Aussitôt les Flissas l'interrompirent en criant : " Ce n'est pas à nous qu'il en veut ; c'est à vous, à vous seul !

" - Je rends grâces à Dieu, répondit Ben-Salem, de ce que, moi seul ici, je sois fidèle musulman, puisque les ennemis de la religion ne persécutent que moi seul. Ne vous laissez point abuser : la France est une nation puissante, sachez-le ; elle n'envoie des armées dans ce pays que pour le conquérir en entier ; elle ne dépense tant d'or et tant de sang que pour vous asservir les uns comme les autres. Quant à moi, à peine sait-elle si j'existe. Il n'y a qu'un moyen d'arrêter ses envahissements ; attaquez vous-mêmes avec union et sans relâche ; punissez les renégats qui ont accepté le joug sans résistance. "
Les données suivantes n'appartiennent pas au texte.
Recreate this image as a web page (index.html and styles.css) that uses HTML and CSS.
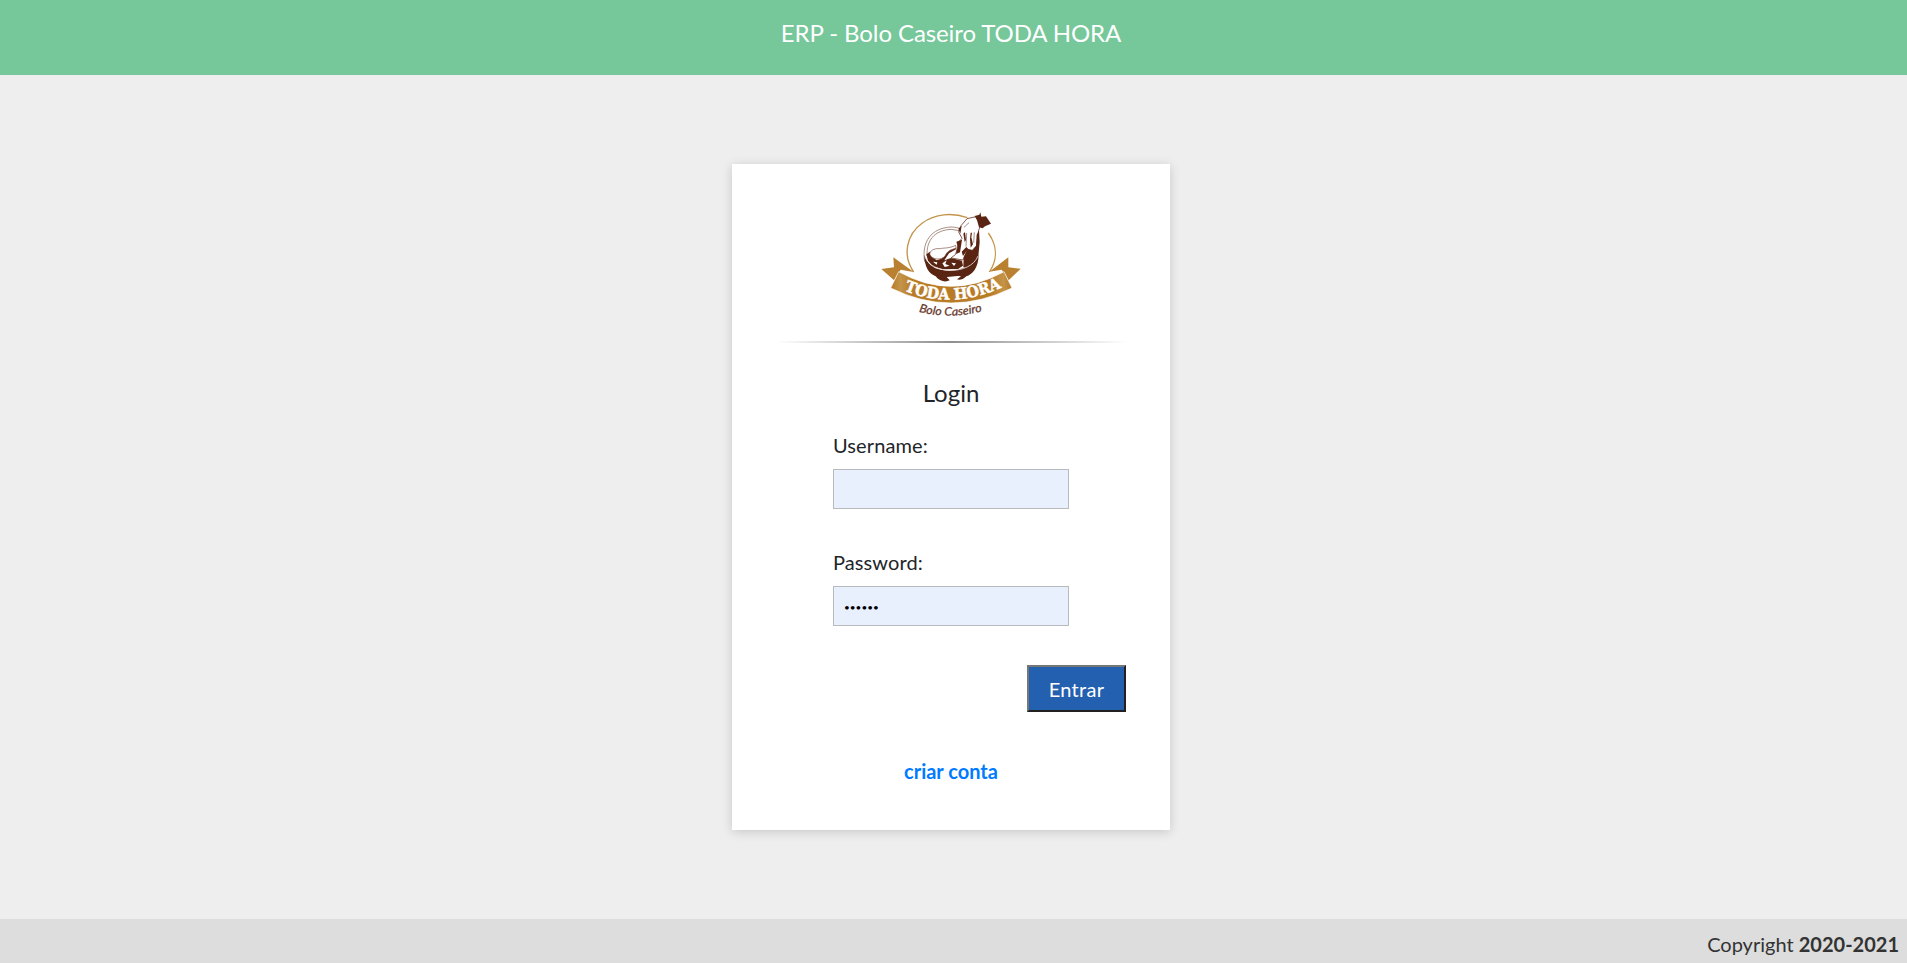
FILE: index.html
```html
<!DOCTYPE html>
<html lang="pt-BR">
<head>
<meta charset="utf-8">
<title>ERP - Bolo Caseiro TODA HORA</title>
<link rel="stylesheet" href="styles.css">
</head>
<body>
<header class="topbar">ERP - Bolo Caseiro TODA HORA</header>
<main class="content">
  <section class="card">
    <svg class="logo" viewBox="0 0 486 390" role="img" aria-label="Toda Hora Bolo Caseiro">
      <defs>
        <linearGradient id="gold" x1="0" x2="1" y1="0" y2="0">
          <stop offset="0" stop-color="#b67a25"/>
          <stop offset=".08" stop-color="#c4944a"/>
          <stop offset=".18" stop-color="#b87c27"/>
          <stop offset=".82" stop-color="#b87c27"/>
          <stop offset=".93" stop-color="#c4944a"/>
          <stop offset="1" stop-color="#b67a25"/>
        </linearGradient>
        <path id="name-arc" d="M102 271Q243 331 396 262"/>
        <path id="tag-arc" d="M146 335Q240 360 340 333"/>
      </defs>
      <!-- ring -->
      <g fill="none" stroke="#c3954b" stroke-width="4">
        <path d="M131 216C96 165 110 103 157 69C195 41 246 37 292 53"/>
        <path d="M355 99C382 137 383 179 358 216"/>
      </g>
      <!-- bowl rim -->
      <g fill="none" stroke="#aa8f85" stroke-width="3">
        <path d="M164 185C154 125 184 84 243 81C256 81 266 84 276 88"/>
        <path d="M171 168C169 121 193 91 243 88L274 93"/>
      </g>
      <!-- bowl -->
      <path fill="#5a2413" d="M163 165C171 191 190 206 213 209C254 218 299 207 326 166C325 204 307 224 289 229C279 240 267 240 261 238L273 229C258 226 248 230 230 231L239 241C226 248 207 243 197 229C176 221 163 199 163 165Z"/>
      <!-- batter and spoon -->
      <path fill="#5a2413" d="M169 163L180 155L187 171L200 181L214 176L231 151L258 141L258 148L237 160L223 181L243 174L276 182L279 197L264 207L218 208L188 199L174 182Z"/>
      <path fill="#fff" stroke="#7b5042" stroke-width="2" d="M180 164C177 153 192 144 211 146C220 143 237 146 257 136L258 145C240 149 231 155 225 168C215 181 187 180 180 164Z"/>
      <path fill="#fff" d="M217 190L230 181L226 192L239 197L224 201ZM244 188L258 190L252 198ZM189 185L202 187L200 194Z"/>
      <!-- hand and sleeve -->
      <path fill="#fff" stroke="#6b3a29" stroke-width="2.5" d="M291 56L318 50C335 63 331 79 326 91L320 137L307 151L293 148L279 180L243 174L257 163L266 126L276 115L266 96L273 77Z"/>
      <path fill="#5a2413" d="M314 48L328 44L331 37L334 50L348 49L363 71L345 79L338 85L327 82L321 61Z"/>
      <path fill="#5a2413" d="M327 91L329 126L325 169L306 200L280 202L281 171L293 148L307 151L318 138L320 104Z"/>
      <path fill="#5a2413" d="M276 119L270 157L258 162L263 139L259 125ZM285 96L288 120L284 126L280 101ZM302 98L306 98L304 112L309 133L302 143L300 117ZM265 86L275 77L271 101ZM289 141L295 147L279 168L275 155Z"/>
      <path fill="none" stroke="#7b5042" stroke-width="2" d="M290 99L288 140M313 97L311 128M297 68L282 82"/>
      <path fill="none" stroke="#e9dfdb" stroke-width="2.5" d="M166 172C183 222 300 228 324 168"/>
      <!-- ribbon -->
      <path fill="#b9802f" d="M131 216L70 172L72 202L34 207L72 241L92 209ZM358 215L415 172L415 202L452 206L416 241L395 209Z"/>
      <path fill="url(#gold)" stroke="#fff" stroke-width="2" d="M86 215Q243 303 402 215L426 264Q243 354 62 264Z"/>
      <text class="brand"><textPath href="#name-arc" textLength="302" lengthAdjust="spacingAndGlyphs">TODA HORA</textPath></text>
      <text class="tagline"><textPath href="#tag-arc" textLength="193" lengthAdjust="spacingAndGlyphs">Bolo Caseiro</textPath></text>
    </svg>
    <div class="divider"></div>
    <h1 class="title">Login</h1>
    <form class="form">
      <div class="field">
        <label class="label" for="user">Username:</label>
        <input class="input" id="user" type="text">
      </div>
      <div class="field">
        <label class="label" for="pass">Password:</label>
        <input class="input input-secret" id="pass" type="password" value="123456">
      </div>
      <button class="submit" type="button">Entrar</button>
    </form>
    <a class="signup" href="#">criar conta</a>
  </section>
</main>
<footer class="footer">Copyright&nbsp;<span class="years">2020-2021</span></footer>
</body>
</html>
```

FILE: styles.css
```css
* { box-sizing: border-box; }
body {
  margin: 0;
  height: 963px;
  display: flex;
  flex-direction: column;
  overflow: hidden;
  background: #eee;
  color: #212529;
  font-family: Lato, sans-serif;
  font-size: 20px;
  line-height: 30px;
}
.topbar {
  height: 75px;
  padding: 15px 5px 0 0;
  background: #76c79a;
  color: #fff;
  font-size: 24px;
  letter-spacing: -.1px;
  line-height: 36px;
  text-align: center;
}
.content {
  flex: 1;
  display: flex;
  justify-content: center;
  align-items: flex-start;
  padding: 89px 5px 0 0;
}
.card {
  width: 438px;
  height: 666px;
  padding: 36px 44px 0;
  display: flex;
  flex-direction: column;
  align-items: center;
  background: #fff;
  box-shadow: 0 2px 10px rgba(0, 0, 0, .16);
}
.logo { width: 162px; height: 130px; flex: none; }
.brand {
  fill: #fff;
  stroke: #fff;
  stroke-width: 1.5px;
  font-family: "DejaVu Serif", serif;
  font-size: 47px;
  font-weight: bold;
}
.tagline {
  fill: #67382b;
  stroke: #67382b;
  stroke-width: .8px;
  font-family: Lato, sans-serif;
  font-size: 35px;
  font-style: italic;
}
.divider {
  width: 350px;
  height: 2px;
  margin-top: 11px;
  background: linear-gradient(to right, transparent, #8f8f8f, transparent);
}
.title {
  margin: 32px 0 0;
  font-size: 24px;
  font-weight: 400;
  line-height: 36px;
}
.form {
  width: 350px;
  display: flex;
  flex-direction: column;
  align-items: center;
  margin-top: 19px;
}
.field {
  width: 236px;
  height: 117px;
  display: flex;
  flex-direction: column;
  gap: 9px;
}
.label { height: 30px; letter-spacing: .1px; }
.input {
  width: 236px;
  height: 40px;
  padding: 0 10px;
  border: 1px solid #b8babd;
  border-radius: 0;
  background: #e8f0fe;
  color: #000;
  font: 20px Lato, sans-serif;
}
.input-secret { padding-top: 2px; font-size: 10px; }
.submit {
  width: 99px;
  height: 47px;
  align-self: flex-end;
  margin-top: 1px;
  padding: 0;
  border: 2px solid;
  border-color: #767676 #212121 #212121 #767676;
  background: #2460b0;
  color: #fff;
  font: 20px Lato, sans-serif;
  letter-spacing: .3px;
}
.signup {
  margin-top: 44px;
  color: #007bff;
  font-weight: 700;
  text-decoration: none;
}
.footer {
  height: 44px;
  display: flex;
  justify-content: flex-end;
  padding: 10px 8px 0 0;
  background: #ddd;
  color: #333;
}
.years { font-weight: 700; }
```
En ce moment, les Flissas voyant où tendait son discours, lui coupèrent de nouveau la parole :

" C'est vous, dirent-ils, qui êtes la source de tous les maux qu'ont supportés les tribus de la plaine, et de tous ceux qui nous menacent. Votre présence parmi nous est un danger ; retirez-vous de ce pays.

    

 

   
" - Où voulez-vous que j'aille ? demanda Ben-Salem.

" - A Oued-Cheyta ! lui fut-il répondu. "

Oued-Cheyta se trouve aux confins des Mâtekas et des Flissas ; c'est un lieu sauvage, boisé, que hantent les malfaiteurs et les bêtes féroces. Ben-Salem s'y rendit ; il mit de suite à profit la vénération qu'inspirait son caractère de marabout, pour pacifier les Flissas et les Mâtekas, dont les hostilités avaient pour théâtre habituel cette lisière redoutable. Quelle fut la récompense de ce bienfait ? On lui vola toutes ses mules et il les racheta fort cher chez l'oukaf (1) du pays. " Quand ils étaient en guerre, dit le malheureux khalifa, chacun des deux partis me respectait dans la crainte de me faire prononcer contre lui. Aujourd'hui que j'ai rétabli la paix entre eux, ils s'unissent pour me dépouiller.

Cependant Ben-Salem n'était pas encore au bout de ses ressources. Pendant ces trois dernières années, il avait recueilli les impôts sans en faire part à l'émir. Des sommes importantes se trouvaient de la sorte entre ses mains ; en outre, il avait évacué de Bel-Kraroube et déposé au Jurjura, chez l'Oukil de la chambre du marabout (bit Sidi ben-Abd-er-Rahman), les approvisionnements suivants : trente charges de poudre, trente mille balles de plomb, trente sacs de grenaille, dix sacs de pierres à fusil, trente tentes, cinq cents fusils, trente quintaux de biscuit, trois cents habillements de fantassin, et quelques objets accessoires. Rien ne lui manquait donc pour reprendre, du jour au lendemain, l'attitude d'un khalifa : les circonstances lui permirent d'espérer un moment ce retour de fortune.

Le duc d'Aumale commandait alors la subdivision de Médéah ; il était sorti du chef-lieu avec une colonne assez faible : la neige et le froid l'avaient fort gêné dans sa marche.

 

(1) Oukaf : receleur autorisé. Se reporter au chapitre II.